We stood transfixed, frequently using our binoculars. The group slowly worked its way through the woods, parallel to the trail, foraging. Eventually we had to tear ourselves away and continue on.

There are two routes for the final approach to the lake, the "snowshoe" route, not scenic but free of avalanche danger, and the summer route (the original). We went up on the summer route, which included some beating through willow thickets and cairn spotting to make our way along one or two rerouted sections of trail. The summer route, in general, hews closely to the creek; to follow it confidently we highly recommend Gillean Daffern's book, Kananaskis Country Trail Guide, Volume 1.
Arriving at Rummel Lake, I walked close to the shore and took its portrait.
To continue on to Rummel Pass follow the trail along the left (north) side of the lake, which eventually cuts into the trees and after a brief climb takes you to the approach to the pass. The trees thin out and then disappear as you keep going.
It being late summer, the tarns had dried out.
This spot was as far as we went. Looking back, you can see why we decided it was time to drop back down.
The peaks on the far side of the valley were disappearing into blue-grey mist. We opened our day packs and pulled out our rain jackets, which were almost ripped from our hands by the strong wind out here in the open.

It didn't start to rain until we reached the lake, where the wind was much gentler.

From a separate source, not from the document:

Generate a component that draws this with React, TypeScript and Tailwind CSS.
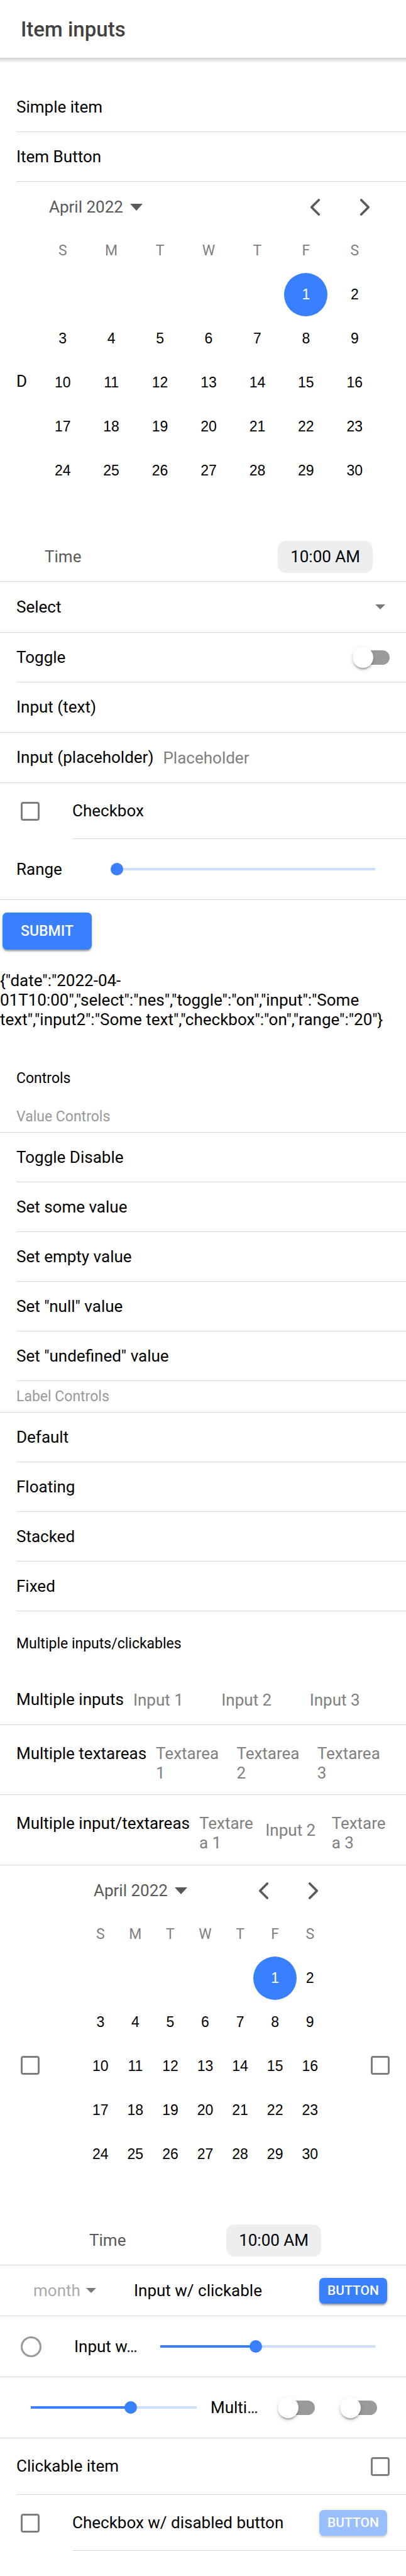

We chose the broad, easier, and quicker "winter" route, accompanied by varying degrees of precipitation. Sometimes there was a steady shower, sometimes it almost stopped, but in the end it rained during the entire long slog back down to the lodge. By the time we finished with the logging road and its unvarying surface our feet were aching.

But we were back in time for afternoon tea and cleanup before dinner. Tomorrow we would move on, so Rummel Pass must wait for another year, when our desire to see the pass overcomes our aversion to the logging road.